- DATA EXCERPT -
================
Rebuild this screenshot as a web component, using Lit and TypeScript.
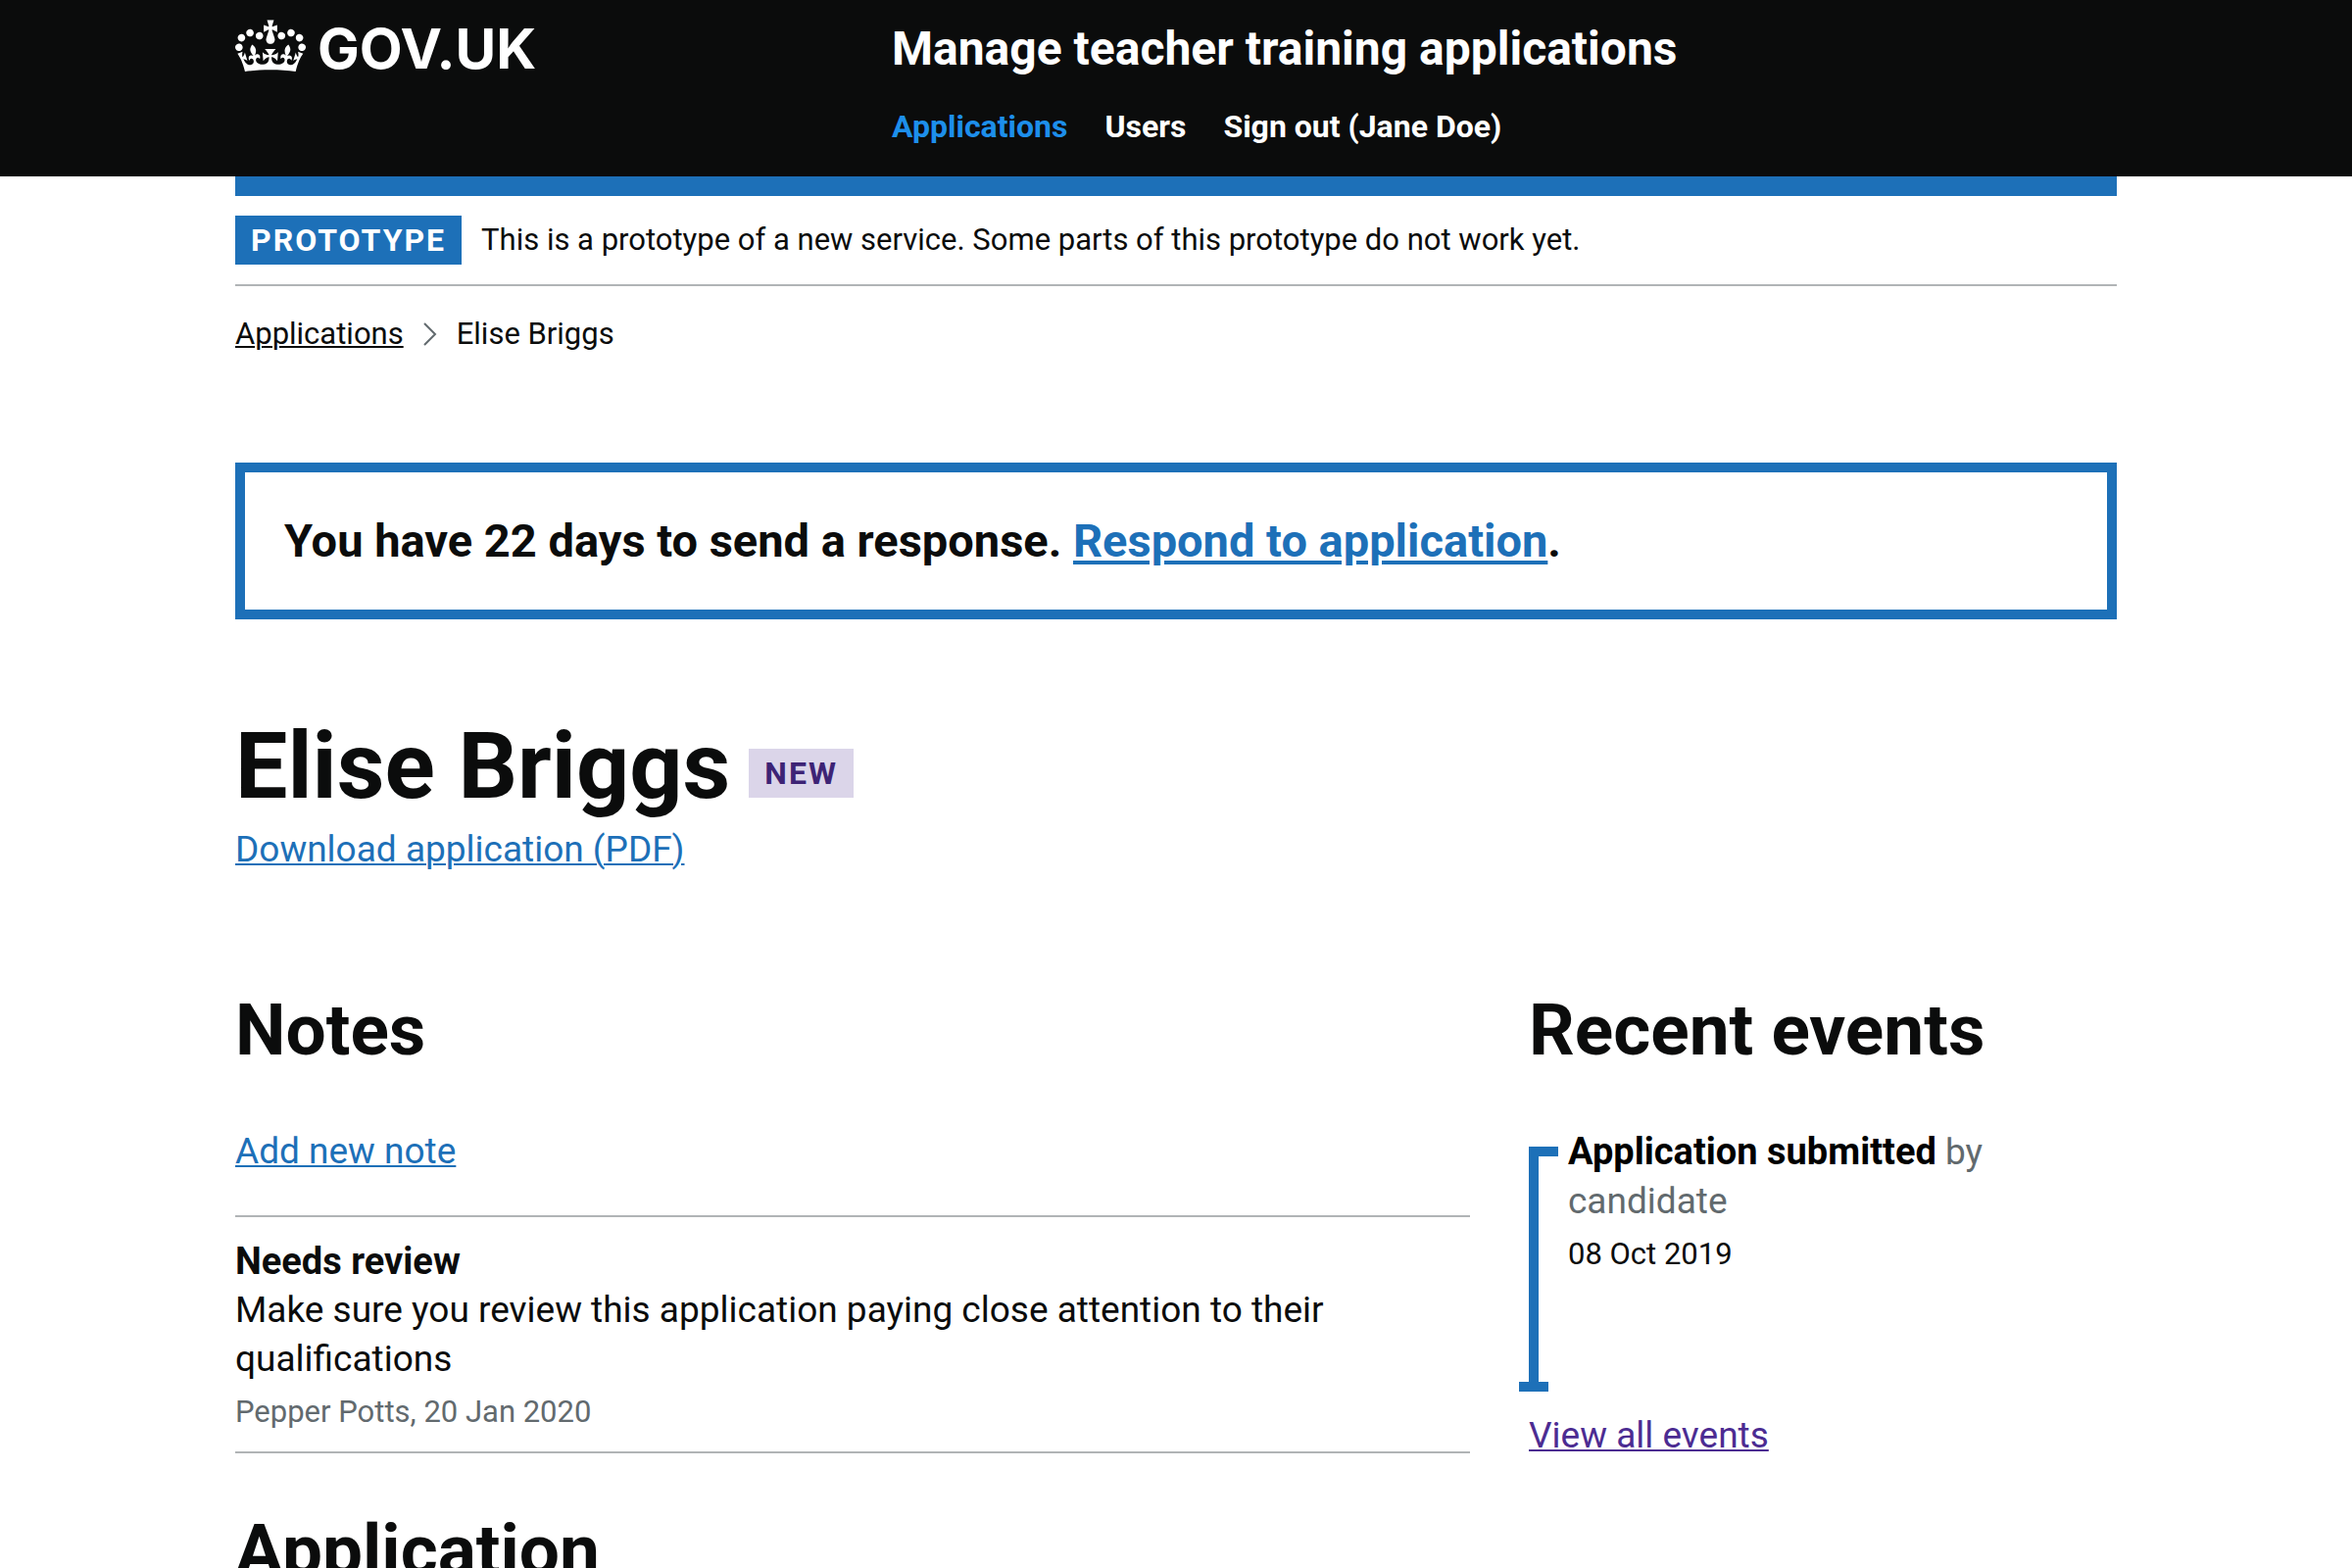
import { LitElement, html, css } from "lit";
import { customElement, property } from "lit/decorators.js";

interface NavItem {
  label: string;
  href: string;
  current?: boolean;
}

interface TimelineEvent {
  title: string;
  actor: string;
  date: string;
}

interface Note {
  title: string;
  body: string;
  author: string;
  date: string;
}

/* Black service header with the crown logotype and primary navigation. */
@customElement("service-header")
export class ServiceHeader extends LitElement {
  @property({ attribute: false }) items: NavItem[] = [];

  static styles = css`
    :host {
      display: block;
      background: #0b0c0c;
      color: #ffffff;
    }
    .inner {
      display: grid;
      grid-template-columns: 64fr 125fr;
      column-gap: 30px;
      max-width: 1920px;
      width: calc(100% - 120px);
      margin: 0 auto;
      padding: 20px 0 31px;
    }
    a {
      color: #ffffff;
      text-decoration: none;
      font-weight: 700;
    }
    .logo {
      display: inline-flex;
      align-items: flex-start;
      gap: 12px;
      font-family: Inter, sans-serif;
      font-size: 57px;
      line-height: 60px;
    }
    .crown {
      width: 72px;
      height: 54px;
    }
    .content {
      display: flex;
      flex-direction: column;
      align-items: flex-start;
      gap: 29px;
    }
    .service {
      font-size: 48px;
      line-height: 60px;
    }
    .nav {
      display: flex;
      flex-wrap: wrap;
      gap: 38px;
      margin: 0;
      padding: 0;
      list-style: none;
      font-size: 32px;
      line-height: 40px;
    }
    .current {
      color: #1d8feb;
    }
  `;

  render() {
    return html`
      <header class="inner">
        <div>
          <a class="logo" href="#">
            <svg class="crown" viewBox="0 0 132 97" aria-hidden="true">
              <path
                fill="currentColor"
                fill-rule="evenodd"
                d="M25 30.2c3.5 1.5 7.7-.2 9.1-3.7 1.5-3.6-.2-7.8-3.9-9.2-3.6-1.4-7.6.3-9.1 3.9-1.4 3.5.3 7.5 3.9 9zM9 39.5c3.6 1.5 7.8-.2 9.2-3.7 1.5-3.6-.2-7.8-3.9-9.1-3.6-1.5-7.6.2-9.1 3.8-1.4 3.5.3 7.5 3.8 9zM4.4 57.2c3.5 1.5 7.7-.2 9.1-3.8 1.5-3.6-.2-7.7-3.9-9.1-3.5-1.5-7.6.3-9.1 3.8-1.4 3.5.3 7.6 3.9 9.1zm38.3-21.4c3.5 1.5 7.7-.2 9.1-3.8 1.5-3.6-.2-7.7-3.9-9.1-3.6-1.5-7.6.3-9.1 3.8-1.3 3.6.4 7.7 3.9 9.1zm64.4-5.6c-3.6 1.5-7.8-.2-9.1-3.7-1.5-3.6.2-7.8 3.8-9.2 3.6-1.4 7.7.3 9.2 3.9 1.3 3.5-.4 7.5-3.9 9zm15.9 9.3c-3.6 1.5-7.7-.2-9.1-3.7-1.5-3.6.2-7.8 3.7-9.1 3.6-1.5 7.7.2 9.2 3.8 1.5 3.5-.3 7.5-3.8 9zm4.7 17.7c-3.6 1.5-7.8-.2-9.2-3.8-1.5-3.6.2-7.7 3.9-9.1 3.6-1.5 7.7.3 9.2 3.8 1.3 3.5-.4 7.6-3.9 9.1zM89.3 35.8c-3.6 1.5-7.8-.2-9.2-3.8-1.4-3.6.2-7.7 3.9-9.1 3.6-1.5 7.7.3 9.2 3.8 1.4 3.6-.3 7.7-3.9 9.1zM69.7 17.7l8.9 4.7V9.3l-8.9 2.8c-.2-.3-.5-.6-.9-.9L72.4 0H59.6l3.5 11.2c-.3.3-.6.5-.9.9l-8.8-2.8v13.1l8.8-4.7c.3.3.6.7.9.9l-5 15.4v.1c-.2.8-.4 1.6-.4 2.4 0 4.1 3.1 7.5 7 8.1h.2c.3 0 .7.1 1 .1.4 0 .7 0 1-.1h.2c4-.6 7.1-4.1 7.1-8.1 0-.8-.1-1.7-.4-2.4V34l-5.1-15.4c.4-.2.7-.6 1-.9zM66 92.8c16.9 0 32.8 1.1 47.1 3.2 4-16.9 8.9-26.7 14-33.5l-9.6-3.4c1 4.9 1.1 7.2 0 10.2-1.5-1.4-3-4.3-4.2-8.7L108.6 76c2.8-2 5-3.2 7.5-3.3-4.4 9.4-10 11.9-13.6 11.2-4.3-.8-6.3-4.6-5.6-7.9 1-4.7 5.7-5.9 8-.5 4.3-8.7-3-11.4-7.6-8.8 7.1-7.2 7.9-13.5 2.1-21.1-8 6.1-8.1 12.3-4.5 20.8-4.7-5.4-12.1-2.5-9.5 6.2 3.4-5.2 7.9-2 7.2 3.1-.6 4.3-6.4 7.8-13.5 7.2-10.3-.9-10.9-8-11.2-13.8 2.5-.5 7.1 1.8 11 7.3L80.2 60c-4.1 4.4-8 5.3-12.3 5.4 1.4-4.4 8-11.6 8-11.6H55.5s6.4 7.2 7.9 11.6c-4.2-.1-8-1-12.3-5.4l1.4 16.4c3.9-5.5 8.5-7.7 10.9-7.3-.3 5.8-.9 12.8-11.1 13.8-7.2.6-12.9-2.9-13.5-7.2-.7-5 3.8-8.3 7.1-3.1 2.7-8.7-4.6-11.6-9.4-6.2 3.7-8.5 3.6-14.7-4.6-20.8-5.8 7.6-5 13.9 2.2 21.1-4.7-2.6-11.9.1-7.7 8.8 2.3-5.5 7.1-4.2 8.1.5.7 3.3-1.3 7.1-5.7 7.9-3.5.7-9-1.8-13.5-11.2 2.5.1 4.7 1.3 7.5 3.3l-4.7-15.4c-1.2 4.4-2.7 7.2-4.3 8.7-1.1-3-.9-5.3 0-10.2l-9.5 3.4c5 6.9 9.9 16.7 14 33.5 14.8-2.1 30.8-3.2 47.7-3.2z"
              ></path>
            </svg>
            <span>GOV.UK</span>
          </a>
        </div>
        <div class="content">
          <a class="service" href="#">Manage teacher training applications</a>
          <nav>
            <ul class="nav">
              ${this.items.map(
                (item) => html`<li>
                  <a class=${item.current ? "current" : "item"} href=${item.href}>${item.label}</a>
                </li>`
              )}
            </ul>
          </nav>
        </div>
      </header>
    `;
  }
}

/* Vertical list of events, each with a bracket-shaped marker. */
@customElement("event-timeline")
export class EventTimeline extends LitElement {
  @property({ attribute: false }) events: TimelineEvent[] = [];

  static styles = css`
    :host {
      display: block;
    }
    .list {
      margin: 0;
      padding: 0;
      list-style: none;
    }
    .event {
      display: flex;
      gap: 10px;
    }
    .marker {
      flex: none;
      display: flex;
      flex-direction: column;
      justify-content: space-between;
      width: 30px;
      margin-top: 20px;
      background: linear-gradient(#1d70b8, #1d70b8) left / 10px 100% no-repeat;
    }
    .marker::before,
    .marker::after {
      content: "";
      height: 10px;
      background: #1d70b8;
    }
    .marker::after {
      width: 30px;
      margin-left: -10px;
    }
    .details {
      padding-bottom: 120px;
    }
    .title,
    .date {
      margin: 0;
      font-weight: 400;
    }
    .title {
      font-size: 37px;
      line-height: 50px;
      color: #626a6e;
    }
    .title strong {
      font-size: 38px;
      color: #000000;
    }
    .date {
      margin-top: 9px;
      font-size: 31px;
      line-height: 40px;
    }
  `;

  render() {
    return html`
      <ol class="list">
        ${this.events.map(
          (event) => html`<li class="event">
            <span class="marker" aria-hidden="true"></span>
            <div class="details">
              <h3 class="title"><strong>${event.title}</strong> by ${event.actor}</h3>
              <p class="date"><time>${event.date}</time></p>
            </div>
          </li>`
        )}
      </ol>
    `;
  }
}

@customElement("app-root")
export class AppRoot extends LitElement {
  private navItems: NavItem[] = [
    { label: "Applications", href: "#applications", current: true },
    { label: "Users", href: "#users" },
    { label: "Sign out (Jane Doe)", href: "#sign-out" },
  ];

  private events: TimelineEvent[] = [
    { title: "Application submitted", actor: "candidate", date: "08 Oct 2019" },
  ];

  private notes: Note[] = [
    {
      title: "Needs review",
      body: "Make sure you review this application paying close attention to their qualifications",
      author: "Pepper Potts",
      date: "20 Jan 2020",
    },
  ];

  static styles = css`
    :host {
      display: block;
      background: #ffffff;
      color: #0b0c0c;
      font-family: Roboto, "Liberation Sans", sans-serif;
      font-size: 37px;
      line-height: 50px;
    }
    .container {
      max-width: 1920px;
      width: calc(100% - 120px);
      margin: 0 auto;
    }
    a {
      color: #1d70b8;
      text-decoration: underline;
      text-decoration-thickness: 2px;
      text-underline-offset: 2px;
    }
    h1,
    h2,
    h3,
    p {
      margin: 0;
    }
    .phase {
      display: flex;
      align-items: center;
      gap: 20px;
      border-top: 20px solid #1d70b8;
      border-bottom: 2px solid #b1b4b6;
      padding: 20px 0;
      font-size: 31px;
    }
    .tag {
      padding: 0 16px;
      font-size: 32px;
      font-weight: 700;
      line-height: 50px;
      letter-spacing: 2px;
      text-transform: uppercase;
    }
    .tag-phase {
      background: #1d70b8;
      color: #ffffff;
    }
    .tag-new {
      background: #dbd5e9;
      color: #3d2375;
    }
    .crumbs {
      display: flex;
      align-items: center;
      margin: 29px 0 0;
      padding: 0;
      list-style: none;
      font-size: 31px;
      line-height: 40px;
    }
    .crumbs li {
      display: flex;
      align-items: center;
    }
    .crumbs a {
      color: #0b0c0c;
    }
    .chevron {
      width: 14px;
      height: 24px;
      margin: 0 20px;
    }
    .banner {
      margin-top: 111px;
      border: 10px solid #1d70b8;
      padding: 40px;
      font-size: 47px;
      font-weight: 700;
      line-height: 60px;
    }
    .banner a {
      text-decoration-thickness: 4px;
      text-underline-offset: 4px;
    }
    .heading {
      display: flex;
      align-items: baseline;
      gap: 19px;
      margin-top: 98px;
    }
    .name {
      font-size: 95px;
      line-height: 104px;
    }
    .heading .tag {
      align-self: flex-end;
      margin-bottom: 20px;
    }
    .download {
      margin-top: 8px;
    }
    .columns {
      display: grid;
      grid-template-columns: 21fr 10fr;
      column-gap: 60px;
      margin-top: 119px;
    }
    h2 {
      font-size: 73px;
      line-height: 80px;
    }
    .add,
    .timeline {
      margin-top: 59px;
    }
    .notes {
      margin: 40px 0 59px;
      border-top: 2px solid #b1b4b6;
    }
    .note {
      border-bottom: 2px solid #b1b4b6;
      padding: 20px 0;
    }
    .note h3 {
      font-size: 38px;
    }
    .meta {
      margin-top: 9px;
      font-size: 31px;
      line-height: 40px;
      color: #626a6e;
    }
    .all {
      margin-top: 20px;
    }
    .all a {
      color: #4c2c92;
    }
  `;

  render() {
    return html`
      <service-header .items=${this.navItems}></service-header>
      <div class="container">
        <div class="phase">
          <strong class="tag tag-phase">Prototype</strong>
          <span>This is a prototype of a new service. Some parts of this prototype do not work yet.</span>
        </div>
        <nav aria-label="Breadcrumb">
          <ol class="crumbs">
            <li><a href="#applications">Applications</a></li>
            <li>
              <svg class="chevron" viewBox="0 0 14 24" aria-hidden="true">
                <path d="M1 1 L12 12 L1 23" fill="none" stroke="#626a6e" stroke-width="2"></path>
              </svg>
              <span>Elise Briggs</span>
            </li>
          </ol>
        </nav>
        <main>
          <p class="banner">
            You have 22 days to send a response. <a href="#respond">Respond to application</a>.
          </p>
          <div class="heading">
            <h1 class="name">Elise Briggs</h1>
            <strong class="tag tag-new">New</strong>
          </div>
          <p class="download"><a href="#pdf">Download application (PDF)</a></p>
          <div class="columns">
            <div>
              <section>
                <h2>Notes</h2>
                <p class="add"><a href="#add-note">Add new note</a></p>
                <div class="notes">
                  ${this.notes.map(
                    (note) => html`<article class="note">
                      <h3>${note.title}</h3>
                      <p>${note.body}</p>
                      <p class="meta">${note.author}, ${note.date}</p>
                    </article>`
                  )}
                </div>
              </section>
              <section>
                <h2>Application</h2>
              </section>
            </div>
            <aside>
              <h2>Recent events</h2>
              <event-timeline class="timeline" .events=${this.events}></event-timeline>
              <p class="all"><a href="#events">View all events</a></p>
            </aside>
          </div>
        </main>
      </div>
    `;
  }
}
================
- TASK REQUIREMENTS -
Your answer should be one number: how many lines in the material above contain the string "this".

- CORRECT ANSWER -
8